React backwards compatibility is really good, and will stay so for a good reason: a LOT of Meta’s UI code is using old features (classes syntax etc), and Meta cannot afford to break those. If there are breaking changes, they must be “codemodable” (so, usable by everyone).

Meaning in terms of stability, I know my codebase today will still work fine in years ( or upgrade-able with minimal efforts). Of course there will be new shiny features, but I or my team will not have to rewrite old code all the time following tedious migration guides.

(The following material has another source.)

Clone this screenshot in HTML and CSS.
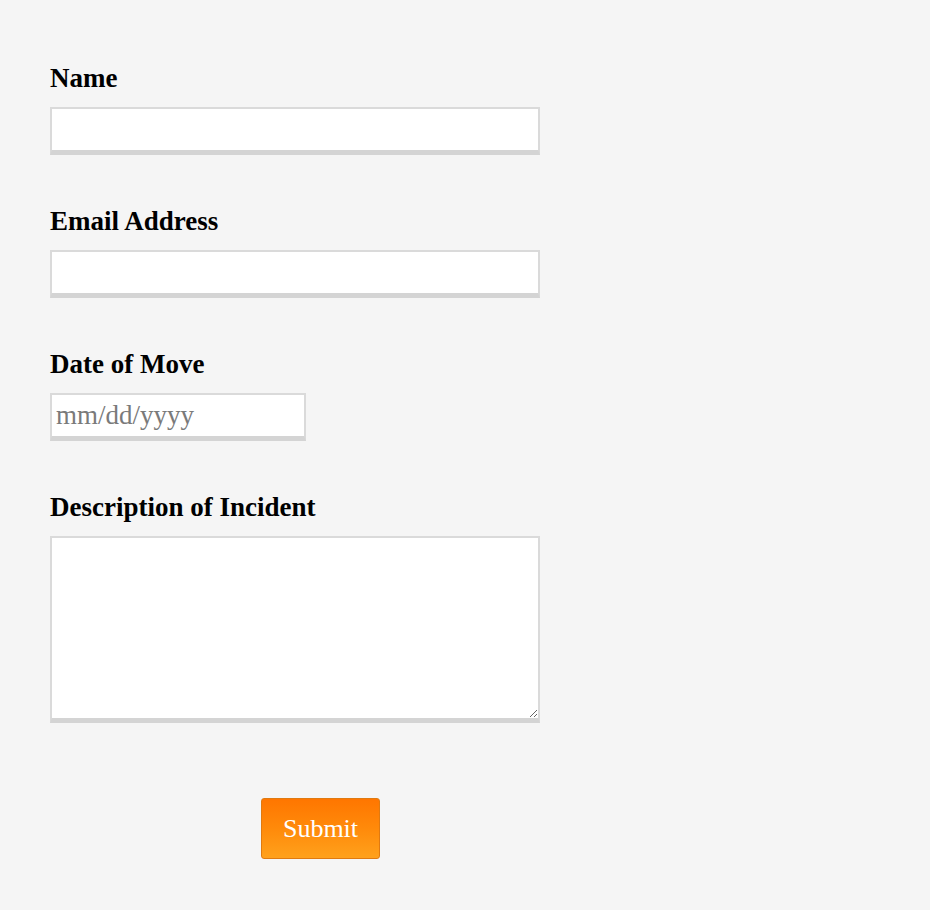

disclaimer: I am kind of biased as I work at Meta, but far from React.

1 comments

So, your team upgraded to React 18 without having to rewrite anything?
The person you're replying to did not say that, you're arguing against a straw man. Looking at the manual, upgrading to 18 seems straightforward, matching the "minimal efforts" they mentioned: https://react.dev/blog/2022/03/08/react-18-upgrade-guide
Arguing isn't the correct word for that. I did express incredulity when asking for clarification.

The person I was replying to did minimize the effort involved in upgrades by enclosing it in parentheses.

The incredulity is based on experience. Sure you can follow the upgrade guide, and if you work at Meta there are many people that know about weird edge cases. If you don't work at Meta, then you may be spending time chasing down bugs in production on your own. That gets expensive.